What You Need To Know

  • Louisville Orchestra kicks off 2022-2023 season this weekend

  • Eastern Kentucky native and violinist, Tessa Lark will be performing

  • The program features pieces from the three LO Creators Corps artists

The season of “Swing, Swagger and Sway” will kick off Sept. 16 and feature one of Kentucky’s own, Tessa Lark.

Lark, an eastern Kentucky native who now lives in New York City, will perform Wynton Marsalis’s Violin Concerto. The Grammy nominated violinist uses her bluegrass roots to inspire her style of play, usually like a fiddle.”

“Mandolin was actually my start, I played ‘Boil Them Cabbage Down,’ that was my first tune at the age of 4, brought the mandolin to show and tell in kindergarten and started the violin at the age of 6 and a half,” Lark said. “Declared myself a violinist at age 7 and have never looked back.”

Lark captivates audiences with a combination of fresh sounds much like what will be featured in the classics concert “Swing, Swagger and Sway.”

The program features pieces from the three LO Creators Corps artists. Creators Corps is a first of its kind program that puts artists in the community for deeper integration with the orchestra and the city of Louisville.
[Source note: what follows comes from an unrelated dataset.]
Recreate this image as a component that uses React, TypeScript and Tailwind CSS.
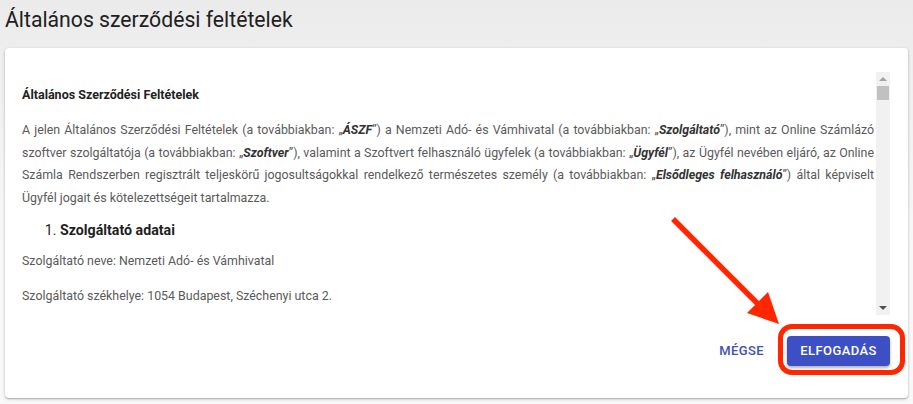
import React from "react";

const lines: React.ReactNode[] = [
  <>
    A jelen Általános Szerződési Feltételek (a továbbiakban: „<b><i>ÁSZF</i></b>”) a Nemzeti Adó- és Vámhivatal (a
    továbbiakban: „<b><i>Szolgáltató</i></b>”), mint az Online Számlázó
  </>,
  <>
    szoftver szolgáltatója (a továbbiakban: „<b><i>Szoftver</i></b>”), valamint a Szoftvert felhasználó ügyfelek (a
    továbbiakban: „<b><i>Ügyfél</i></b>”), az Ügyfél nevében eljáró, az Online
  </>,
  <>
    Számla Rendszerben regisztrált teljeskörű jogosultságokkal rendelkező természetes személy (a továbbiakban: „
    <b><i>Elsődleges felhasználó</i></b>”) által képviselt
  </>,
];

/** Thin scrollbar like the browser default */
function Scrollbar() {
  return (
    <div className="flex w-[14px] shrink-0 flex-col items-center bg-[#f1f1f1]">
      <div className="mt-[5px] h-0 w-0 border-x-[4px] border-b-[4px] border-x-transparent border-b-[#a3a3a3]" />
      <div className="mt-[5px] h-[14px] w-[12px] bg-[#c1c1c1]" />
      <div className="flex-1" />
      <div className="mb-[5px] h-0 w-0 border-x-[4px] border-t-[4px] border-x-transparent border-t-[#505050]" />
    </div>
  );
}

export default function App() {
  return (
    <div
      className="relative h-[404px] w-[913px] overflow-hidden bg-gradient-to-b from-[#ebebeb] to-[#f8f8f8] to-[60%]"
      style={{ fontFamily: "Roboto, 'Liberation Sans', sans-serif" }}
    >
      {/* Page title */}
      <h1 className="h-[48px] pl-[5px] pt-[5px] text-[21.2px] leading-[30px] text-[#212121]">
        Általános szerződési feltételek
      </h1>

      {/* Card */}
      <div className="mx-[5px] flex h-[350px] flex-col rounded bg-white shadow-[0_1px_3px_rgba(0,0,0,0.25),0_1px_1px_rgba(0,0,0,0.12)]">
        <div className="mt-[24px] flex h-[243px] pl-[17px] pr-[18px]">
          <div className="flex-1 overflow-hidden pr-[2px] text-[12.4px] leading-[22.4px] text-[#5a5a5a]">
            <div className="mt-[12px] text-[12.5px] font-bold text-[#222]">Általános Szerződési Feltételek</div>
            <div className="mt-[13px]">
              {lines.map((l, i) => (
                <div key={i} className="whitespace-nowrap text-justify [text-align-last:justify] [&_b]:text-[#333]">
                  {l}
                </div>
              ))}
              <div>Ügyfél jogait és kötelezettségeit tartalmazza.</div>
            </div>
            <ol className="mt-[10px] list-decimal pl-[38px] text-[14.2px] leading-[22px] text-[#1e1e1e]">
              <li>
                <b>Szolgáltató adatai</b>
              </li>
            </ol>
            <div className="mt-[9px]">Szolgáltató neve: Nemzeti Adó- és Vámhivatal</div>
            <div className="mt-[12.5px]">Szolgáltató székhelye: 1054 Budapest, Széchenyi utca 2.</div>
          </div>
          <Scrollbar />
        </div>

        {/* Actions */}
        <div className="mt-[21px] flex items-center justify-end pr-[18px]">
          <button className="mr-[23px] text-[13px] font-medium tracking-[0.03em] text-[#3f51b5]">MÉGSE</button>
          <button className="h-[30px] w-[103px] rounded bg-[#3c4fc5] text-[13px] font-medium tracking-[0.03em] text-white shadow-[0_2px_3px_rgba(0,0,0,0.3)]">
            ELFOGADÁS
          </button>
        </div>
      </div>

      {/* Red highlight around the accept button */}
      <div className="absolute left-[778px] top-[324px] h-[51px] w-[127px] rounded-[14px] border-[5px] border-[#ff2600]" />

      {/* Red arrow */}
      <svg className="absolute left-0 top-0" width="913" height="404" viewBox="0 0 913 404">
        <line x1="673" y1="219" x2="760" y2="306" stroke="#ff2600" strokeWidth="5.5" />
        <polygon points="779,324 747,313 768,292" fill="#ff2600" />
      </svg>
    </div>
  );
}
“One second to the next he’ll change styles completely, he’ll go directly from a tango to habanera, to ragtime dance to a hoedown and there’s actually a big battle between the orchestra and the soloist especially in the last movement which is really fun,” Lark said.

Topping it off with playing a Maggini violin, made in 1600. 

“I just fell in love with it from first sight and first playing. It’s got a really dark and warm sound,” Lark said. “A lot of violins have extremely brilliant and bright sounds which I love, but if I could do it over again, I might actually be a cellist or a bass player. I love the bassy sounds and this really has that.”

For Lark, it’s more than just being center stage. It’s about the chance to give back to the next generation of musicians.

“I wasn’t able to see many concerts because I was out in rural Kentucky, they were hard to get to and so it’s the most meaningful thing for me to come back to the place where I grew up and where I learned about music and take my studies from wherever else I’ve been in the world and come back and give back,” Lark said.

Exactly what inspires Lark to keep performing.

You can watch Lark and the Louisville Orchestra this weekend at the Kentucky Center’s Whitney Hall. Saturday’s show will begin at 7:30 p.m.